Here’s the kicker: The harder it is to get into a lounge, the crappier it usually is. This one? Cold cuts, sad cheese slices, and vibes colder than the meat tray. Starbucks saved the day with a latte, and now, she’s calm. Well, calmer. Until she writes this all down and relives the horror.

Next up, she decided it was time to grab a T-shirt for a friend at one of those airport souvenir shops. You know the type—everything overpriced, but somehow still irresistible. As she is browsing, a sales associate swoops in like a caffeinated mosquito, asking if we like the shirts. My friend mutters a non-committal “yes” and casually sidestep, attempting the classic fade-into-the-background maneuver.

But no, she’s got other plans. With the enthusiasm of someone auditioning for a telemarketing role, she gestures to a gigantic sign (seriously, it’s practically a billboard) that says, “Buy 2, Get 1 Free!” Clearly, my friend already had seen it, unless she was blind or just landed from Mars. So, she politely declines and tries to resume the delicate art of shirt selection.

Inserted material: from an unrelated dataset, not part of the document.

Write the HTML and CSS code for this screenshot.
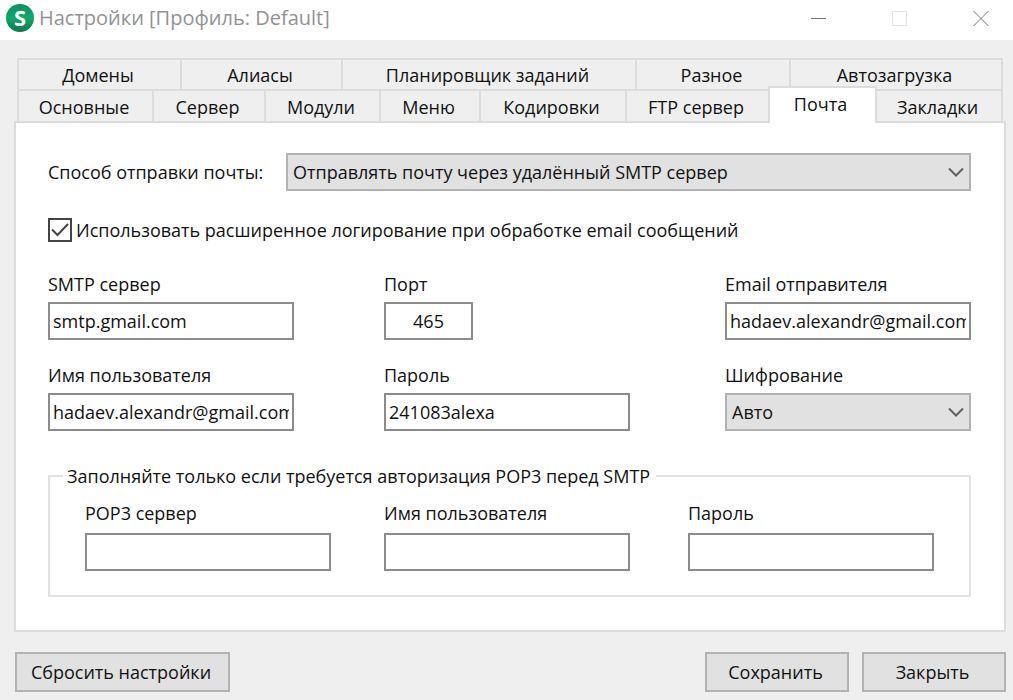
FILE: index.html
```html
<!DOCTYPE html>
<html lang="ru">
<head>
<meta charset="utf-8">
<meta name="viewport" content="width=device-width, initial-scale=1">
<title>Настройки [Профиль: Default]</title>
<link rel="stylesheet" href="styles.css">
</head>
<body>
<div class="window">
  <header class="titlebar">
    <svg class="logo" viewBox="0 0 28 28" aria-hidden="true">
      <defs>
        <linearGradient id="logo-fill" x1="0" y1="0" x2="0" y2="1">
          <stop offset="0" stop-color="#08905f"/>
          <stop offset="0.5" stop-color="#0fa96a"/>
          <stop offset="1" stop-color="#087a4b"/>
        </linearGradient>
      </defs>
      <circle cx="14" cy="14" r="14" fill="url(#logo-fill)"/>
      <text class="logo-letter" x="14" y="22" text-anchor="middle">S</text>
    </svg>
    <h1 class="title">Настройки [Профиль: Default]</h1>
    <div class="window-controls">
      <button class="window-control" type="button" aria-label="Свернуть">
        <svg viewBox="0 0 16 16" class="control-icon"><path d="M0 8.5H15"/></svg>
      </button>
      <button class="window-control" type="button" aria-label="Развернуть" disabled>
        <svg viewBox="0 0 16 16" class="control-icon"><path d="M.5 1.5H14.5V15.5H.5Z"/></svg>
      </button>
      <button class="window-control" type="button" aria-label="Закрыть окно">
        <svg viewBox="0 0 16 16" class="control-icon"><path d="M.5 1L15.500 16M15.500 1L.5 16"/></svg>
      </button>
    </div>
  </header>

  <main class="content">
    <div class="tabs" role="tablist">
      <div class="tab-row tab-row-back">
        <button class="tab" type="button" role="tab">Домены</button>
        <button class="tab" type="button" role="tab">Алиасы</button>
        <button class="tab" type="button" role="tab">Планировщик заданий</button>
        <button class="tab" type="button" role="tab">Разное</button>
        <button class="tab" type="button" role="tab">Автозагрузка</button>
      </div>
      <div class="tab-row tab-row-front">
        <button class="tab" type="button" role="tab">Основные</button>
        <button class="tab" type="button" role="tab">Сервер</button>
        <button class="tab" type="button" role="tab">Модули</button>
        <button class="tab" type="button" role="tab">Меню</button>
        <button class="tab" type="button" role="tab">Кодировки</button>
        <button class="tab" type="button" role="tab">FTP сервер</button>
        <button class="tab tab-active" type="button" role="tab" aria-selected="true">Почта</button>
        <button class="tab" type="button" role="tab">Закладки</button>
      </div>
    </div>

    <form class="panel" id="mail-form">
      <div class="method">
        <label class="method-label" for="method">Способ отправки почты:</label>
        <div class="select-wrap">
          <select class="control select" id="method"><option>Отправлять почту через удалённый SMTP сервер</option></select>
          <svg class="chevron" viewBox="0 0 16 10" aria-hidden="true"><path d="M1 1.500L8 8.500L15 1.500"/></svg>
        </div>
      </div>

      <div class="check">
        <input class="checkbox" type="checkbox" id="logging" checked>
        <label for="logging">Использовать расширенное логирование при обработке email сообщений</label>
      </div>

      <div class="fields">
        <div class="field">
          <label for="smtp">SMTP сервер</label>
          <input class="control" id="smtp" type="text" value="smtp.gmail.com">
        </div>
        <div class="field">
          <label for="port">Порт</label>
          <input class="control control-port" id="port" type="text" value="465">
        </div>
        <div class="field">
          <label for="sender">Email отправителя</label>
          <input class="control" id="sender" type="text" value="hadaev.alexandr@gmail.com">
        </div>
        <div class="field">
          <label for="user">Имя пользователя</label>
          <input class="control" id="user" type="text" value="hadaev.alexandr@gmail.com">
        </div>
        <div class="field">
          <label for="password">Пароль</label>
          <input class="control" id="password" type="text" value="241083alexa">
        </div>
        <div class="field">
          <label for="encryption">Шифрование</label>
          <div class="select-wrap">
            <select class="control select" id="encryption"><option>Авто</option></select>
            <svg class="chevron" viewBox="0 0 16 10" aria-hidden="true"><path d="M1 1.500L8 8.500L15 1.500"/></svg>
          </div>
        </div>
      </div>

      <fieldset class="group">
        <legend>Заполняйте только если требуется авторизация POP3 перед SMTP</legend>
        <div class="group-fields">
          <div class="field">
            <label for="pop">POP3 сервер</label>
            <input class="control" id="pop" type="text">
          </div>
          <div class="field">
            <label for="pop-user">Имя пользователя</label>
            <input class="control" id="pop-user" type="text">
          </div>
          <div class="field">
            <label for="pop-password">Пароль</label>
            <input class="control" id="pop-password" type="text">
          </div>
        </div>
      </fieldset>
    </form>
  </main>

  <footer class="actions">
    <button class="button button-reset" type="reset" form="mail-form">Сбросить настройки</button>
    <button class="button" type="submit" form="mail-form">Сохранить</button>
    <button class="button" type="button">Закрыть</button>
  </footer>
</div>
</body>
</html>
```
FILE: styles.css
```css
* {
  box-sizing: border-box;
}

body {
  margin: 0;
  background: #efefef;
  color: #111;
  font: 18px/24px "Open Sans", "Noto Sans", sans-serif;
}

button,
input,
select {
  margin: 0;
  border-radius: 0;
  color: inherit;
  font: inherit;
}

.window {
  min-height: 100vh;
}

.titlebar {
  display: flex;
  align-items: center;
  height: 40px;
  padding: 0 16px 4px 6px;
  background: #fff;
}

.logo {
  width: 28px;
  height: 28px;
  overflow: visible;
}

.logo-letter {
  fill: #fff;
  font: bold 22px "Open Sans", sans-serif;
}

.title {
  margin: 0 auto 0 5px;
  color: #929292;
  font-size: 20px;
  font-weight: 400;
}

.window-controls {
  display: flex;
  gap: 49px;
}

.window-control {
  display: flex;
  padding: 8px;
  border: 0;
  background: none;
  color: #777;
}

.window-control:disabled {
  color: #e2e2e2;
}

.control-icon {
  width: 16px;
  height: 16px;
  overflow: visible;
  fill: none;
  stroke: currentColor;
}

.content {
  padding: 18px 7px 0 14px;
}

.tabs {
  padding: 0 3px;
}

.tab-row {
  display: grid;
  border-right: 2px solid #dcdcdc;
}

.tab-row-back {
  grid-template-columns: 163fr 161fr 294fr 154fr 212fr;
}

.tab-row-front {
  grid-template-columns: 135fr 112fr 115fr 100fr 146fr 143fr 109fr 124fr;
}

.tab {
  min-width: 0;
  height: 31px;
  padding: 1px 3px 0 0;
  border: 2px solid #dcdcdc;
  border-width: 2px 0 0 2px;
  background: #efefef;
  line-height: 24px;
  white-space: nowrap;
}

.tab-row-front .tab {
  height: 32px;
}

.tab-row-front .tab-active {
  z-index: 1;
  height: 37px;
  padding: 0 4px 4px 0;
  margin: -3px 0 -2px;
  border-right-width: 2px;
  background: #fff;
}

.tab-active + .tab {
  border-left: 0;
}

.panel {
  padding: 30px 33px 33px 32px;
  border: 2px solid #dcdcdc;
  background: #fff;
}

.method {
  display: flex;
  align-items: center;
}

.method-label {
  flex: 0 0 238px;
}

.select-wrap {
  position: relative;
  flex: 1;
}

.control {
  display: block;
  width: 100%;
  height: 38px;
  padding: 0 3px;
  border: 2px solid #8c8c8c;
  background: #fff;
}

.select {
  padding: 0 36px 0 5px;
  border-color: #b2b2b2;
  background: #e1e1e1;
  appearance: none;
}

.chevron {
  position: absolute;
  top: 14px;
  right: 7px;
  width: 16px;
  height: 10px;
  fill: none;
  stroke: #606060;
  stroke-width: 2;
  pointer-events: none;
}

.check {
  display: flex;
  align-items: center;
  gap: 4px;
  margin: 27px 0 30px;
}

.checkbox {
  width: 24px;
  height: 24px;
  border: 2px solid #444;
  background: #fff;
  appearance: none;
}

.checkbox:checked {
  background: #fff url("data:image/svg+xml,%3Csvg xmlns='http://www.w3.org/2000/svg' viewBox='0 0 20 20'%3E%3Cpath d='M2 9.500L7.500 15L18 4' fill='none' stroke='%23444' stroke-width='2'/%3E%3C/svg%3E") center / 20px;
}

.fields,
.group-fields {
  display: grid;
  row-gap: 23px;
}

.fields {
  grid-template-columns: 336fr 341fr 246px;
}

.group-fields {
  grid-template-columns: 299fr 304fr 246px;
}

.field {
  display: grid;
  gap: 6px;
  width: 246px;
}

.control-port {
  width: 89px;
  text-align: center;
}

.group {
  min-width: 0;
  padding: 13px 35px 24px;
  margin: 33px 0 0;
  border: 2px solid #e1e1e1;
}

.group legend {
  padding: 0 6px 0 4px;
  margin-left: -22px;
}

.group .field {
  gap: 8px;
}

.actions {
  display: flex;
  gap: 13px;
  padding: 20px 7px 9px 15px;
}

.button {
  width: 144px;
  height: 40px;
  padding: 0 3px 0 0;
  border: 2px solid #b2b2b2;
  background: #e1e1e1;
}

.button-reset {
  width: 215px;
  margin-right: auto;
}
```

Yet, like a boomerang of persistence, the sales person is back. Hovering. Smiling. Asking, “What can I do for you?” At this point, my friend’s patience has gone through security and boarded the flight without her. She glances at her, and before she can stop myself, blurt out, “You can leave me alone!”

The shock on her face could’ve earned my friend an Oscar. She backs away like my friend just revealed she was carrying an emotional support velociraptor. Admittedly, my friend might have said it a tad loud…

This whole situation brought me back to that time in Branson, Missouri—America’s favorite blend of theme park vibes and midlife crises. I was still living in Holland then, completely unprepared for the Disney-on-cornfields chaos of that bustling little town. While shopping in some local outlet, the cheery cashier asked me how I was enjoying Branson. Without skipping a beat, I declared, “I hate it!”

Cue my partner, who swooped in like a Dutch diplomat at a crisis summit, explaining, “Oh, he’s Dutch. He can’t help it!” And then—because apparently honesty wasn’t the best policy that day—I got a mini lecture about cultural sensitivity and how I shouldn’t scare the locals. Lesson learned: sometimes, it’s better to just smile, nod, and pray for an escape route.